Red Wine and Breast Cancer
A study by researchers at the Cedars-Sinai Medical Centre found that moderate consumption of wine can reduce the risk factors for breast cancer. Lead researcher, Dr. Shufelt, advised, “If you were to have a glass of wine with dinner, you may want to consider a glass of red. Switching (from white) may shift your risk.” The reason for these benefits, say scientists, is the specific chemicals found in red grape skin and seed, which are absent from their white counterparts. Researchers warned, however, that further studies needed to be undertaken on the subject, because other studies have shown that even moderate amounts of alcohol may potentially increase the risk of breast cancer. A 2008 study by the American Association for Cancer Research, meanwhile, also showed that resveratrol suppressed the abnormal cell formation that leads to most kinds of breast cancer.

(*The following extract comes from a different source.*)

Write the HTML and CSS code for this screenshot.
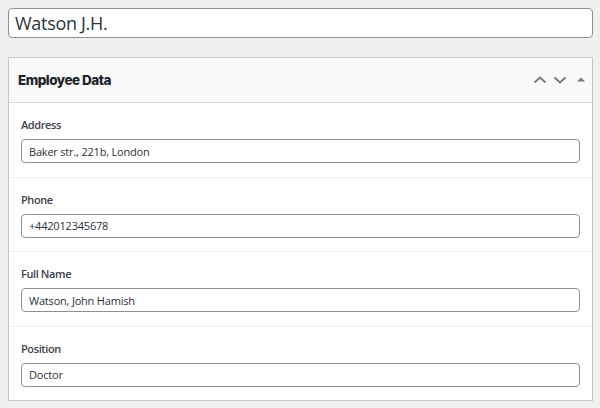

Red Wine and Weight Maintenance
Companies and distributors across the globe are keen to increase customer awareness of the important role that red wine can play in maintaining health. Even airlines are availing of these well-known benefits, with Qantas store Shiraz being one of the airline’s biggest selling points in terms of healthy beverage choices. Grapes like Shiraz, far from expanding your waistline, can actually do their share to keep you at a healthy weight. A 2010 study published in the Archives of Internal Medicine found that women with a healthy weight who drink a light to moderate amount of alcohol seem to gain less weight and have a lower risk for obesity. Red wine is a particularly good choice because unlike other types of alcohol, is has a wealth of protective properties, including that of protecting heart health.
Wine and Dementia
A study on women undertaken over a 34-year period showed that drinking wine was linked to a considerably lower rate of dementia. “The group [of women in the study] who had the lowest proportion of dementia were those who had reported that the only alcohol they drank was wine,” said lead researcher, Dr. Lissner. Although researchers were not able to establish cause and effect at the time, the correlation found was strong and was independent of other factors such as smoking, Body Mass Index, and education.
Over the past decade, many studies have shown that red wine has protective effects, especially in terms of heart health. However, studies on women have shown that there are three areas in particular in which it can possibly exert a protective effect. These include breast health, weight maintenance and brain health. Too much of a good thing may be detrimental, but it seems like the opposite is true for those enjoying light-to-moderate consumption.